Thursday, June 15, 2006

Drucker - leadership training is dangerous nonsense

Brilliant podcast from the great Peter Drucker. Deaf now, the questions had to be written down for him to reply, but he's as sharp and incisive as ever.

He lamblasts the current cult of leadership and leadership training. "All that talk about leadership is dangerous nonsense - it is a cop-out, forget about it", he urges. "We should be suspicious of leaders and their charisma", he adds. Finally, "If this makes me very unpopular, I hope I am."

Of course, he's absolutely right. The training world leapt onto the 'leadership' bandwagon with dozens of different and contradictory theories, then thought that 'courses' on leadership would be our saviour. It's all based on narcissism; cocky managers commissioning their own training departments to flatter them. In practice, most of these courses are messy quilts patched together and served up as a comforting cover for middle managers who want to dream that they're budding Ghengis Khans. There is surely nothing more laughable than seeing the guy with the combination lock briefcase on the 7.15 Brighton to London train reading "Sun Tzu and the Art of Business: Six Strategic Principles for Managers".

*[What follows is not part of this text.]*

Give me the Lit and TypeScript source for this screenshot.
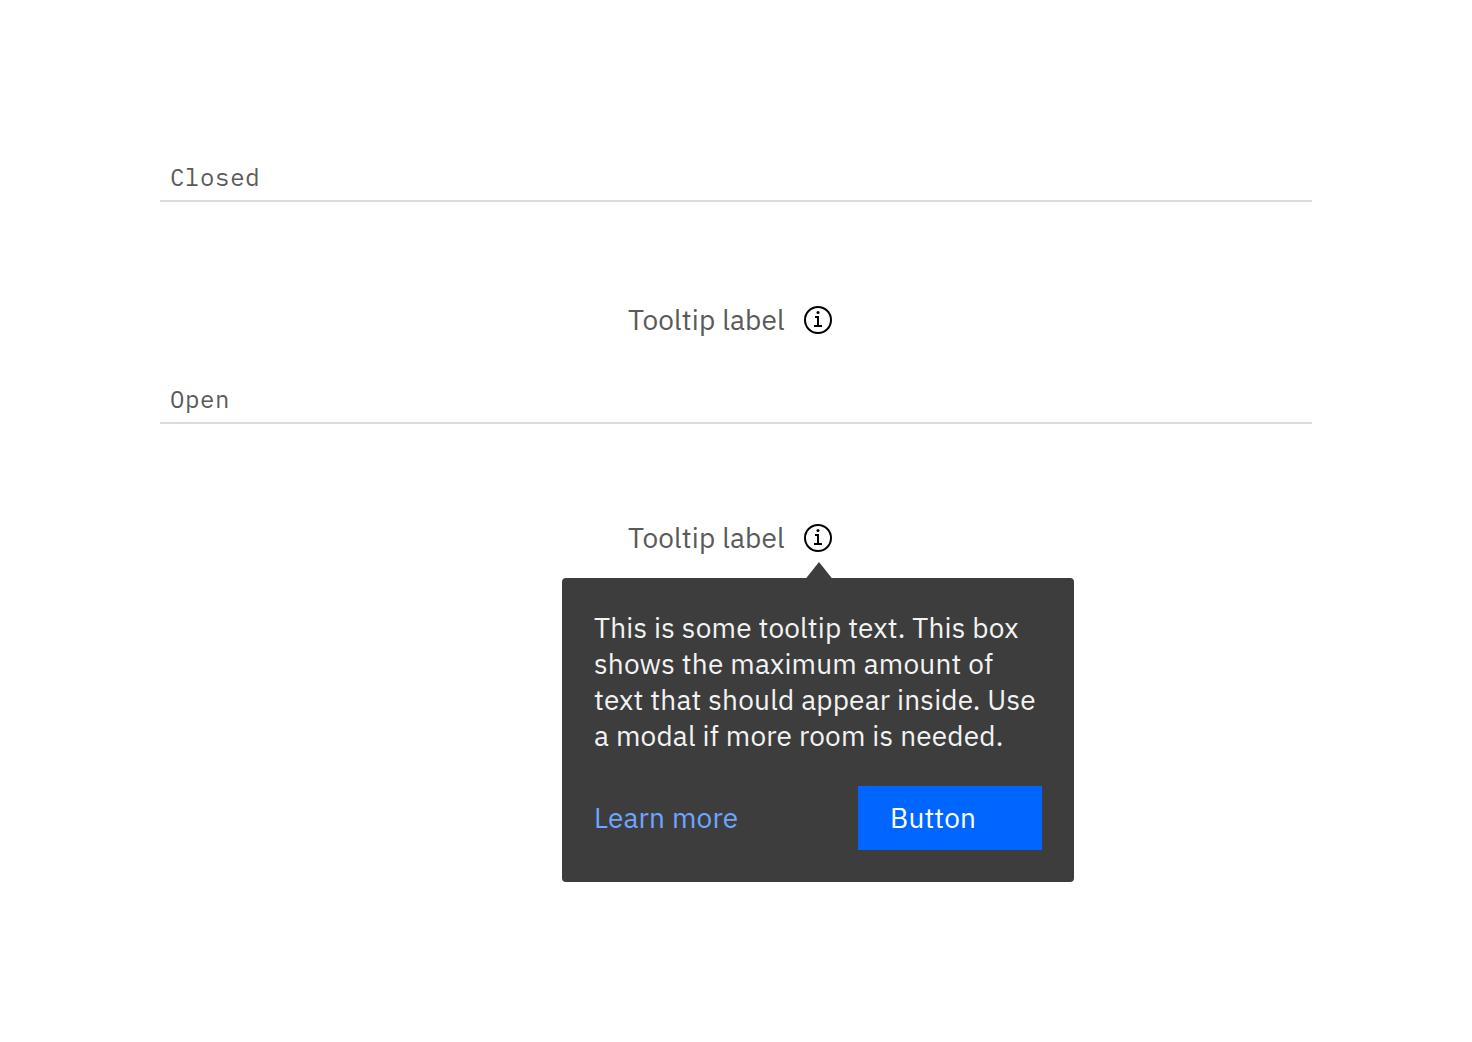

http://www.onpointradio.org/shows/2005/08/20050802_a_main.asp

3 comments:

Anonymous said...

Donald,

You write some good stuff but this time I think you may have missed the point.

The next time you see someone on the London train reading "Sun Tzu and the Art of Business: Six Strategic Principles for Managers", could I suggest you ask them WHY they are reading it and WHAT they have learned that will help them to be a more effective leader?

Effective leadership development has little to with the model, study or theory underpinning the learning and everything to do with encouraging managers to step out of the day-to-day operational detail and drama so that they can reflect on what they are doing, why they are doing it and how they can help to make their organization and the people who work there more effective.

Good leadership training provides a excellent forum for individual reflection and group dialog - and can make a massive contribution to organizational effectiveness.

Mike

PS I would love to know if Peter Drucker would disagree with me ... but I don't believe he would.

Donald Clark said...

Listen to his podcast - I'm sure he would.

Anonymous said...

Donald,

I believe you might be deliberately teasing me.... I did listen to the podcast before posting my comment as I am a huge fan of Peter Drucker.

He was excellent... but the main focus of his criticism was the concept of "charismatic leaders" not leadership development in itself.

I don't know of any L&D professionals who set out develop the "charisma" of their leadership team (.. but perhaps I should get out more..?) and as far as I know no-one has ever been able to truly define what "charisma" actually is and whether it can be learned.

Either way the leadership development practice has moved on and, if anything, is refocusing on principles of organizational effectiveness for which Drucker is well-known standard-bearer.

I just hope the pendulum doesn't swing back to far in the OE direction... as often happens in the learning & development world.

So to summarize... Peter Drucker is great... and you've missed the point this time ....but I still love your stuff.

Mike

PS Am I the only person out there who found this subject interesting enough to comment on it.. or is everyone just too scared of disagreeing with you?